Política nacional

Otra visión sobre la ley de talles

Fátima Barrutta

Durante la última semana, un proyecto de ley de talles salido de una comisión parlamentaria motivó muy fuertes críticas a través de la prensa.

Contra el se despacharon el exministro de Economía y exsenador Ignacio de Posadas, y el economista y director del CED Hernán Bonilla, ambos en El País. También lo cuestionaron Guillermo Sicardi en su columna habitual de Búsqueda y Juan Manuel Patiño en contraviento.uy.

Hay que empezar por admitir que muchas de las críticas son pertinentes, y así lo han hecho saber las cámaras empresariales, que solicitaron a la comisión respectiva una reconsideración del texto propuesto.

Es cierto que allí se establecen exigencias desmedidas tanto para fabricantes como para importadores de ropa, resultando impracticable la obligación de que cubran todo el espectro de medidas, aunque la menguada demanda de determinados talles lo desaconseje.

Tal cual fue presentado, el proyecto transmite un aire de voluntarismo en el que sobran las buenas intenciones pero no se analiza el impacto que pueden tener en el mercado: que el importador reclame a los países de origen determinados talles especiales es absurdo, porque se sabe que en la mayoría de los casos las prendas se traen a granel en contenedores, sin una categorización precisa de características de cada una.

Los fabricantes, a su vez, han explicado que la obligación legal de abastecer ciertos talles no se compadece con una eficiente ecuación de sus costos, lo que puede restarles competitividad con los productos importados y en consecuencia hacer perder fuentes de trabajo.

Si a eso sumamos que la reglamentación de la ley demandaría la creación de un cuerpo inspectivo que multe a incumplidores, está claro que la iniciativa, más allá de sus loables intenciones, se mete en el callejón sin salida de un dirigismo estatal que debería concentrarse en asuntos más relevantes.

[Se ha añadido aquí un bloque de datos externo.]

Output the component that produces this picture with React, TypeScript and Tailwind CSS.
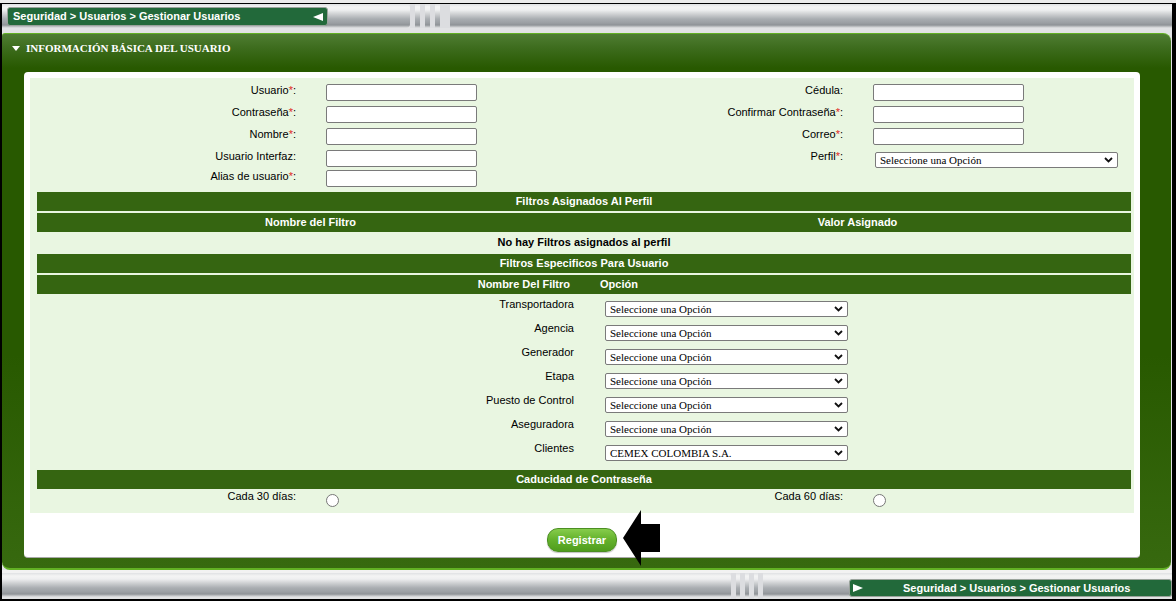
import React from "react";

const sans = "font-['Liberation_Sans',Arial,sans-serif]";
const serif = "font-['Liberation_Serif','Times_New_Roman',serif]";
const metal =
    "bg-[linear-gradient(to_bottom,#dfe1e3_0px,#f4f4f4_3px,#eeeff0_6px,#cfd1d3_10px,#a9adb1_15px,#9b9fa3_19px,#8f9397_21px,#c9cbcd_23px,#e2e3e4_24px)]";

function Star() {
    return <span className="text-[#e0281c]">*</span>;
}

function Field({ w = "w-[151px]" }: { w?: string }) {
    return <div className={`${w} h-[17px] ml-[30px] bg-white border border-[#7a7a7a] rounded-[2px]`} />;
}

function Select({ text, className = "" }: { text: string; className?: string }) {
    return (
        <div className={`relative w-[243px] h-[16px] bg-white border border-[#7a7a7a] rounded-[2px] ${className}`}>
            <span className={`absolute left-[4px] top-0 leading-[14px] text-[11px] text-black ${serif}`}>{text}</span>
            <svg className="absolute right-[4px] top-[4px]" width="9" height="6" viewBox="0 0 9 6">
                <path d="M1 1 L4.5 4.5 L8 1" fill="none" stroke="#111" strokeWidth="1.8" />
            </svg>
        </div>
    );
}

function Radio() {
    return <span className="block w-[13px] h-[13px] rounded-full border border-[#777] bg-white" />;
}

function Grip({ w = "w-[40px]" }: { w?: string }) {
    return (
        <div className={`${w} h-full flex items-stretch gap-[5px] px-[5px] bg-[#dcdde0]`}>
            <span className={`w-[5px] ${metal}`} />
            <span className={`w-[5px] ${metal}`} />
            <span className={`w-[5px] ${metal}`} />
        </div>
    );
}

function Crumb({ dir }: { dir: "left" | "right" }) {
    return (
        <div className="h-full flex items-center bg-[#22693a] border border-[#9aa39c] rounded-[3px] text-white font-bold text-[11px]">
            {dir === "right" && (
                <svg className="ml-[3px] mr-[40px]" width="10" height="8" viewBox="0 0 10 8">
                    <path d="M0 0 L10 4 L0 8 Z" fill="#fff" />
                </svg>
            )}
            <span className={dir === "left" ? "ml-[5px]" : ""}>Seguridad &gt; Usuarios &gt; Gestionar Usuarios</span>
            {dir === "left" && (
                <svg className="ml-auto mr-[4px]" width="10" height="8" viewBox="0 0 10 8">
                    <path d="M10 0 L0 4 L10 8 Z" fill="#fff" />
                </svg>
            )}
        </div>
    );
}

const filtros = [
    ["Transportadora", "Seleccione una Opción"],
    ["Agencia", "Seleccione una Opción"],
    ["Generador", "Seleccione una Opción"],
    ["Etapa", "Seleccione una Opción"],
    ["Puesto de Control", "Seleccione una Opción"],
    ["Aseguradora", "Seleccione una Opción"],
    ["Clientes", "CEMEX COLOMBIA S.A."],
];

export default function App() {
    return (
        <div className={`w-[1176px] h-[601px] bg-[#ebebeb] pt-[3px] overflow-hidden ${sans}`}>
            <div className="h-[598px] border-t border-l-2 border-r-4 border-b-2 border-black bg-[#e2e3e5] flex flex-col">
                {/* Top bar */}
                <div className="h-[24px] flex">
                    <div className={`w-[408px] h-full pl-[5px] pt-[3px] pb-[2px] rounded-r-[4px] ${metal}`}>
                        <div className="w-[321px] h-[19px]">
                            <Crumb dir="left" />
                        </div>
                    </div>
                    <Grip />
                    <div className={`flex-1 h-full ${metal}`} />
                </div>
                <div className="h-[5px]" />

                {/* Panel */}
                <div className="h-[537px] mr-[1px] flex flex-col rounded-tl-[3px] rounded-tr-[8px] rounded-b-[8px] border-t border-b-2 border-[#62b024] bg-[linear-gradient(to_bottom,#4f7d33_0px,#3d6c1d_14px,#285900_34px,#285900_60%,#37690f_100%)]">
                    <div className="h-[38px] flex items-start pt-[8px]">
                        <svg className="ml-[10px] mt-[4px]" width="8" height="5" viewBox="0 0 8 5">
                            <path d="M0 0 L8 0 L4 5 Z" fill="#fff" />
                        </svg>
                        <span className={`ml-[6px] text-white font-bold text-[11px] leading-[13px] ${serif}`}>
                            INFORMACIÓN BÁSICA DEL USUARIO
                        </span>
                    </div>

                    <div className="relative ml-[22px] w-[1116px] h-[486px] bg-white rounded-[4px] border-b border-[#a9a9a9] p-[6px] pb-0">
                        <div className="h-[435px] bg-[#e9f6e1] pt-[6px] text-[11px] text-black">
                            {/* Form */}
                            <div className="h-[22px] flex items-start">
                                <div className="w-[266px] text-right leading-[14px] -mt-px">Usuario<Star />:</div>
                                <Field />
                                <div className="w-[366px] text-right leading-[14px] -mt-px">Cédula:</div>
                                <Field />
                            </div>
                            <div className="h-[22px] flex items-start">
                                <div className="w-[266px] text-right leading-[14px] -mt-px">Contraseña<Star />:</div>
                                <Field />
                                <div className="w-[366px] text-right leading-[14px] -mt-px">Confirmar Contraseña<Star />:</div>
                                <Field />
                            </div>
                            <div className="h-[22px] flex items-start">
                                <div className="w-[266px] text-right leading-[14px] -mt-px">Nombre<Star />:</div>
                                <Field />
                                <div className="w-[366px] text-right leading-[14px] -mt-px">Correo<Star />:</div>
                                <Field />
                            </div>
                            <div className="h-[20px] flex items-start">
                                <div className="w-[266px] text-right leading-[14px] -mt-px">Usuario Interfaz:</div>
                                <Field />
                                <div className="w-[366px] text-right leading-[14px] -mt-px">Perfil<Star />:</div>
                                <Select text="Seleccione una Opción" className="ml-[32px] mt-[2px]" />
                            </div>
                            <div className="h-[22px] flex items-start">
                                <div className="w-[266px] text-right leading-[14px] -mt-px">Alias de usuario<Star />:</div>
                                <Field />
                            </div>

                            {/* Tables */}
                            <div className="ml-[7px] w-[1094px] flex flex-col gap-[2px] font-bold">
                                <div className="h-[19px] bg-[#356511] text-white flex items-center justify-center">
                                    Filtros Asignados Al Perfil
                                </div>
                                <div className="h-[19px] bg-[#356511] text-white flex items-center">
                                    <span className="w-1/2 text-center">Nombre del Filtro</span>
                                    <span className="w-1/2 text-center">Valor Asignado</span>
                                </div>
                                <div className="h-[18px] flex items-start justify-center leading-[14px] pt-px">
                                    No hay Filtros asignados al perfil
                                </div>
                                <div className="h-[19px] bg-[#356511] text-white flex items-center justify-center">
                                    Filtros Especificos Para Usuario
                                </div>
                                <div className="h-[19px] bg-[#356511] text-white flex items-center">
                                    <span className="w-[533px] text-right">Nombre Del Filtro</span>
                                    <span className="ml-[30px]">Opción</span>
                                </div>
                            </div>

                            <div className="ml-[7px] w-[1094px]">
                                {filtros.map(([label, value]) => (
                                    <div key={label} className="h-[24px] flex items-start">
                                        <div className="w-[537px] text-right leading-[14px] mt-[3px]">{label}</div>
                                        <Select text={value} className="ml-[31px] mt-[7px]" />
                                    </div>
                                ))}
                            </div>

                            <div className="mt-[8px] ml-[7px] w-[1094px] h-[19px] bg-[#356511] text-white font-bold flex items-center justify-center">
                                Caducidad de Contraseña
                            </div>
                            <div className="h-[24px] flex items-start">
                                <div className="w-[266px] text-right leading-[14px]">Cada 30 días:</div>
                                <div className="ml-[30px] w-[151px] pt-[5px]"><Radio /></div>
                                <div className="w-[366px] text-right leading-[14px]">Cada 60 días:</div>
                                <div className="ml-[30px] pt-[5px]"><Radio /></div>
                            </div>
                        </div>

                        <div className="flex justify-center pt-[15px]">
                            <button className="w-[70px] h-[24px] rounded-[11px] border border-[#4b8f22] bg-[linear-gradient(to_bottom,#86cc4c_0%,#66b32e_45%,#4f9d1d_100%)] text-white font-bold text-[11px] shadow-[0_1px_1px_rgba(0,0,0,0.25)]">
                                Registrar
                            </button>
                        </div>

                        {/* Pointer arrow */}
                        <svg className="absolute left-[599px] top-[438px]" width="38" height="57" viewBox="0 0 38 57">
                            <path d="M0 28 L18 0 L18 14 L37 14 L37 42 L18 42 L18 56 Z" fill="#000" />
                        </svg>
                    </div>
                </div>
                <div className="h-[3px] bg-[#f2f2f2]" />

                {/* Bottom bar */}
                <div className="h-[26px] flex">
                    <div className={`w-[729px] h-full rounded-r-[4px] ${metal}`} />
                    <Grip w="w-[32px]" />
                    <div className={`flex-1 h-full pt-[6px] pb-[2px] ${metal}`}>
                        <div className="ml-[86px] h-full">
                            <Crumb dir="right" />
                        </div>
                    </div>
                </div>
            </div>
        </div>
    );
}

¿Esto significa que debe eliminarse? Entiendo que no, y aquí es donde discrepo con quienes la han cuestionado desde una concepción liberal clásica.

Es cierto que el mercado tiende a satisfacer toda demanda, pero también lo es que participamos de una cultura de la juventud y la belleza, que suele aislar a las estéticas disidentes, desconociendo que existen y generando prejuicios. Las personas que necesitan determinados talles, más chicos o más grandes que el promedio, se hallan no solo en problemas para vestirse, sino también en una posición de indefensión frente a sutiles (o no tanto) presiones discriminatorias.

Esto no se arregla obligando a empresarios a ingresar en experiencias riesgosas, pero sí debe repararse a través de una educación y una cultura inclusiva, que derribe ciertos estándares mandatorios impuestos por la sociedad de consumo y admitan la diversidad.

Y de esto son responsables las autoridades educativas, pero también los docentes, los programadores de los medios de comunicación y hasta los creativos publicitarios, quienes muchas veces sin quererlo perpetúan prejuicios y paradigmas caducos.

Hay algo importante que está en el malogrado proyecto de ley y que debería mantenerse y profundizarse: la obligación de encarar estudios antropométricos de la población uruguaya, como forma de tomar conciencia de su diversidad e implementar políticas que apunten a la integración y bienestar de todos, no solo de quienes exhiben medidas hegemónicas.

Y hay otro tema que no está cubierto por el proyecto y que bien debería ponerse sobre la mesa: el del destino de la ropa usada o no vendida, que generalmente se desecha en lugar de ser donada a sectores vulnerables de la sociedad.

Hay un caso paradigmático en el desierto de Atacama, de Chile, donde se acumula uno de los basureros más grandes del mundo, de prendas provenientes incluso de otros continentes.

Está bien evitar legislar para que un empresario enfrente un riesgo de sustentabilidad de su compañía.

Pero si hay empresarios que prefieren tirar sus stocks sobrantes antes que donarlos -por el prejuicio espurio de que sus marcas no pueden ser usadas por personas que no se identifiquen con su público objetivo- en ese caso sí, el Estado tiene la obligación de generar mecanismos para que la justicia social se anteponga a los intereses comerciales. 

Opiniones como estas son los que nos diferencian a los batllistas de los liberales clásicos.

El mercado no manda siempre y el Estado debe actuar allí donde se lesionen los derechos de los más débiles.